Find infimum, supremum and max, min of a set if they exist

Question

I need to find infimum, supremum and max, min of a set if they exist:$$E=\left\{1-\sum_{m=1}^{n}\frac{1}{4^m}\ : n\in \mathbb{N}\right\}$$ It seems that $\max E=\sup E=\frac{3}{4}$ and $\inf E=\frac{2}{3}$.

However, I am not sure if I can claim that $\min E=\frac{2}{3}$.
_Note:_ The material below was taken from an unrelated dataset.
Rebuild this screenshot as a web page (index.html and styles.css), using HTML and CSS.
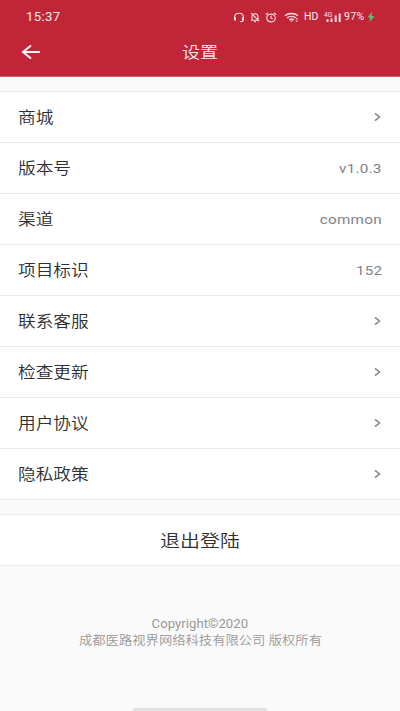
FILE: index.html
```html
<!DOCTYPE html>
<html lang="zh-CN">
<head>
<meta charset="utf-8">
<title>设置</title>
<link rel="stylesheet" href="styles.css">
</head>
<body>
<header class="header">
  <div class="status">
    <span class="time">15:37</span>
    <div class="indicators">
      <svg class="headset" width="12" height="11" viewBox="0 0 12 11"><path d="M1.500 7V5.200C1.500 2.500 3.500 1.200 6 1.200s4.500 1.300 4.500 4V7.500c0 1.500-1.500 2.200-3.500 2.200"/><path class="thick" d="M2 5.200v3.300M10 5.200v3.300"/></svg>
      <svg class="bell" width="10" height="11" viewBox="0 0 10 11"><path d="M2 7.800V5C2 3 3 1.700 5 1.700S8 3 8 5v2.800M.8 8.200h8.400M4 9.800h2M1.200 1.200l7.800 8"/></svg>
      <svg class="alarm" width="12" height="11" viewBox="0 0 12 11"><ellipse cx="6" cy="6" rx="4.300" ry="3.900"/><path d="M6 3.800V6l1.600 1M.8 2.500L3 1M11.200 2.500L9 1"/></svg>
      <svg class="wifi" width="16" height="11" viewBox="0 0 16 11"><path class="arc" d="M1 3.700C4.500.7 10.500.7 14 3.700M3.200 5.900C5.500 3.900 9.500 3.900 11.800 5.900M5.300 7.900c1.200-1 3.200-1 4.400 0"/><path class="fill" d="M6 8.500h3L7.500 10zM11.500 7.300l1.300-1.500 1.300 1.500zM11.500 8.500h2.700L12.900 10z"/></svg>
      <span class="hd">HD</span>
      <span class="mobile">
        <span class="network">4G</span>
        <svg width="18" height="11" viewBox="0 0 18 11"><path class="fill" d="M2.500 7.200h2V10h-2zM6.500 6.500h2V10h-2zM10.700 3.500h2V10h-2zM14.700 1.500h2V10h-2z"/></svg>
      </span>
      <span class="battery">97%</span>
      <svg class="bolt" width="8" height="10" viewBox="0 0 8 10"><path d="M5 0L.5 5.500h2.700L2.500 10 7.500 4.200H4.700z"/></svg>
    </div>
  </div>
  <div class="titlebar">
    <svg class="back" width="20" height="16" viewBox="0 0 20 16"><path d="M19 8H2M10 1.500L2 8l8 6.500"/></svg>
    <h1 class="title">设置</h1>
  </div>
</header>
<main>
  <ul class="list">
    <li class="row"><span class="label">商城</span><svg class="chevron" width="7" height="10" viewBox="0 0 7 10"><path d="M1 1.300L5.500 5 1 8.700"/></svg></li>
    <li class="row"><span class="label">版本号</span><span class="value">v1.0.3</span></li>
    <li class="row"><span class="label">渠道</span><span class="value">common</span></li>
    <li class="row"><span class="label">项目标识</span><span class="value">152</span></li>
    <li class="row"><span class="label">联系客服</span><svg class="chevron" width="7" height="10" viewBox="0 0 7 10"><path d="M1 1.300L5.500 5 1 8.700"/></svg></li>
    <li class="row"><span class="label">检查更新</span><svg class="chevron" width="7" height="10" viewBox="0 0 7 10"><path d="M1 1.300L5.500 5 1 8.700"/></svg></li>
    <li class="row"><span class="label">用户协议</span><svg class="chevron" width="7" height="10" viewBox="0 0 7 10"><path d="M1 1.300L5.500 5 1 8.700"/></svg></li>
    <li class="row"><span class="label">隐私政策</span><svg class="chevron" width="7" height="10" viewBox="0 0 7 10"><path d="M1 1.300L5.500 5 1 8.700"/></svg></li>
  </ul>
  <div class="logout"><span class="logout-text">退出登陆</span></div>
</main>
<footer class="footer">
  <p class="copyright">Copyright©2020</p>
  <p class="company">成都医路视界网络科技有限公司 版权所有</p>
</footer>
<div class="home-bar"></div>
</body>
</html>
```

FILE: styles.css
```css
* { box-sizing: border-box; margin: 0; padding: 0; }
body {
  display: flex;
  flex-direction: column;
  height: 711px;
  overflow: hidden;
  background: #fafafa;
  font-family: Roboto, "Noto Sans CJK SC", sans-serif;
}
svg { display: block; flex: none; }
.header { height: 77px; background: #c02637; border-bottom: 1px solid #cd6873; color: #fbe9eb; }
.status { display: flex; justify-content: space-between; height: 33px; padding: 1px 25px 0 26px; align-items: center; }
.time { font-size: 12px; line-height: 32px; letter-spacing: .3px; transform: scaleX(1.1); transform-origin: left; }
.indicators { display: flex; align-items: center; }
.indicators svg { fill: none; stroke: #f8dfe2; stroke-width: 1.1; }
.indicators .thick { stroke-width: 2; }
.indicators .arc { stroke-width: 1.400; }
.indicators .fill { fill: #f8dfe2; stroke: none; }
.bell { margin-left: 5px; }
.alarm { margin-left: 5px; }
.wifi { margin-left: 7px; }
.hd { width: 14px; margin-left: 4px; font-size: 10.500px; line-height: 12px; }
.mobile { position: relative; width: 18px; margin-left: 6px; }
.network { position: absolute; left: 0; top: 0; font-size: 6.500px; line-height: 6px; }
.battery { width: 22px; margin-left: 2px; font-size: 10.500px; line-height: 12px; letter-spacing: .4px; }
.indicators .bolt { margin-left: 1px; fill: #58c777; stroke: none; }
.titlebar { display: grid; grid-template-columns: 60px 1fr 60px; align-items: center; height: 36px; }
.back { margin: 0 0 1px 21px; fill: none; stroke: #fff3f4; stroke-width: 2; }
.title { padding-top: 2px; font-size: 16px; font-weight: 350; line-height: 36px; text-align: center; transform: scaleX(1.13); }
.list { margin-top: 14px; border-top: 1px solid #ebebeb; list-style: none; }
.row {
  display: flex;
  align-items: center;
  justify-content: space-between;
  height: 51px;
  padding: 0 18px;
  border-bottom: 1px solid #ebebeb;
  background: #fff;
}
.label { padding-bottom: 2px; color: #2d2f33; font-size: 15.500px; font-weight: 350; transform: scaleX(1.14); transform-origin: left; }
.value { padding-bottom: 1px; color: #808388; font-size: 13.500px; letter-spacing: .2px; transform: scaleX(1.13); transform-origin: right; }
.chevron { margin-right: 1px; fill: none; stroke: #858585; stroke-width: 1.500; }
.logout {
  display: flex;
  align-items: center;
  justify-content: center;
  height: 52px;
  margin-top: 14px;
  border: solid #ebebeb;
  border-width: 1px 0;
  background: #fff;
}
.logout-text { padding-bottom: 2px; color: #303030; font-size: 17.500px; font-weight: 350; transform: scaleX(1.14); }
.footer {
  display: flex;
  flex-direction: column;
  align-items: center;
  margin-top: 50px;
  color: #999;
  font-size: 12px;
  line-height: 17px;
}
.copyright { transform: scaleX(1.1); }
.company { font-weight: 350; transform: scaleX(1.11); }
.home-bar { width: 134px; height: 3px; margin: auto auto 0; border-radius: 2px 2px 0 0; background: #e1e1e1; }
```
Intuitively, I'm certain that this set does not have a minimum value.

Answer 1

Consider the sequence $$a_n=1-\sum_{m=1}^n\frac{1}{4^m}$$ Note that $E=\{a_n\}_n$, where that sequence is strictly decreasing and bounded. Therefore you have a maximum (because its strictly decreasing) and an infimum with no minimum because if it ever reached the minimum (suppose it's reached by $a_{n_0}$), it contradicts the fact it is the minimum because the sequence is strictly decreasing.

Answer 2

Okay.

So if $S_n = 1-\sum_{m=1}^n \frac 1{4^n}$ its easy to see that $S_{k+1} = S_k -\frac 1{4^{k-1}} < S_k$ so $S_1 >S_2 > S_3.....$.

So every $S_k \le S_1$ and so $\sup S_n = \max S_n = S_1$.

And because, for every $S_k$ there is always $S_{k+1} < S_k$ we can't have have a smallest $S_k$ so $\min S_n$ can not exists.

So what remains to answer are: Are the $S_k$ bounded below and if so what is $\inf S_n$?

Are you familiar with geometric series?

$1 + r + r^2 + r^3 +........ + r^n = M_n$

Then $M_n(1-r) = (1 + r + r^2 + r^3 +........ + r^n) - (r+r^2 + ...... + r^n + r^{n+1}) = 1-r^{n+1}$ so

$M_n = \frac {1-r^{n+1}}{1-r}$.

So $\sum_{m=1}^n \frac 14 = (\sum_{m=0}^n \frac 14) -1=\frac {1-(\frac 14)^{n+1}}{1-\frac 14} -1=$

$\frac {4(1-(\frac 14)^{n+1}}3 -1= \frac {4-(\frac 14)^n}3 - 1=\frac {1-\frac 1{4^n}}3$

So $S_n = 1-\frac {1-\frac 1{4^n}}3= \frac {2+\frac 1{4^n}}3$.

And as $\frac 1{4^n} >0$ we can see than indeed $S_n > \frac 23$ and the sequence is bounded below by $\frac 23$.

If we take any number larger than $\frac 23$, say $\frac 23 + \iota$ then we can find a $\frac 1{4^n}$ so that $\frac 23 < \frac {2+\frac 1{4^n}}3 < \frac 23 + \iota$. (Why?)

So any number larger than $\frac 23$ is not a lower bound, so $\frac 23$ is the greatest lower bound.

And $\inf S_n = \frac 23$.